Former governor Terry McAuliffe is getting distressingly close to the 50 percent mark in the Democratic Party gubernatorial primary, according to a poll out this week from Christopher Newport University.
I use the term “distressingly” because, let’s be honest, more of the same isn’t going to get us anywhere or anything substantive, just endless press releases about incremental baby steps on gun control and healthcare sold as “bold new plans” that don’t do anything to make anybody’s lives better.
The Wason Center for Public Policy poll has McAuliffe at 47 percent in the five-candidate field, with undecided coming in second, at 27 percent.
Lt. Gov. Justin Fairfax, who seems to be barely running a campaign, reporting $300,000 in campaign receipts through March 31, $275,000 of that total coming in in-kind contributions for IT and political consulting, is next at 8 percent.
The two Jennifers, McClellan (6 percent) and Carroll Foy (5 percent), and Del. Lee Carter (1 percent) are bringing up the rear at this point, with early voting set to begin on Friday.
It’s only going to get more pronounced from this stage. McAuliffe had raised just under $10 million for his campaign as of March 31, and had $8.5 million on hand for TV and digital ads and junk mail to remind you of his bold plans.
Aside: is it too late for somebody to call in whatever they have to call in to get him an appointment in the Biden administration?
The Wason Center poll has the LG race as a toss-up. Roanoke Del. Sam Rasoul, our choice among the quality field, has the marginal lead, at 12 percent, but 64 percent of likely primary voters are undecided, which is not a surprise, given that few even know what a lieutenant governor does, and fewer care.

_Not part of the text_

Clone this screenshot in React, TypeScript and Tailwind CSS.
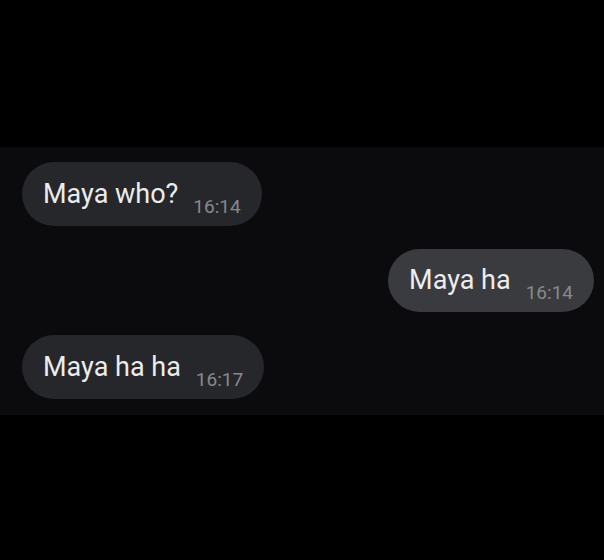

The AG race is tightening ever so slightly, with two-term Attorney General Mark Herring holding at 42 percent, and Norfolk Del. Jay Jones, who notched the surprise endorsement of Gov. Ralph Northam, improving from 3 percent in the last Wason Center poll to 18 percent.
Thirty-four percent are still undecided in the AG race.
The poll, of note, registers 83 percent of Democratic Party voters as “enthusiastic” or “somewhat enthusiastic” about the primary, which is awfully nice of 83 percent of Democratic Party voters to say, but then there’s reality.
Reality being: overall voter turnout in the most recent Democratic Party primary, in 2017, was 9.9 percent.
Virginia doesn’t allow voters to register by party, but using the most recent data we have available from Gallup, which dates, coincidentally, to 2017, and we really need to get more up to date information than four years ago, but that’s another story for another day, 45 percent of Virginians consider themselves Democrats.
If 45 percent of Virginians are Democrats, and turnout in that year’s contested party primary was 9.9 percent, that’s more like 25 percent, thereabouts, of Democrats actually bothering to cast their lots for the party nominations.
Which is how we end up with the additional heaping helpings of more of the same.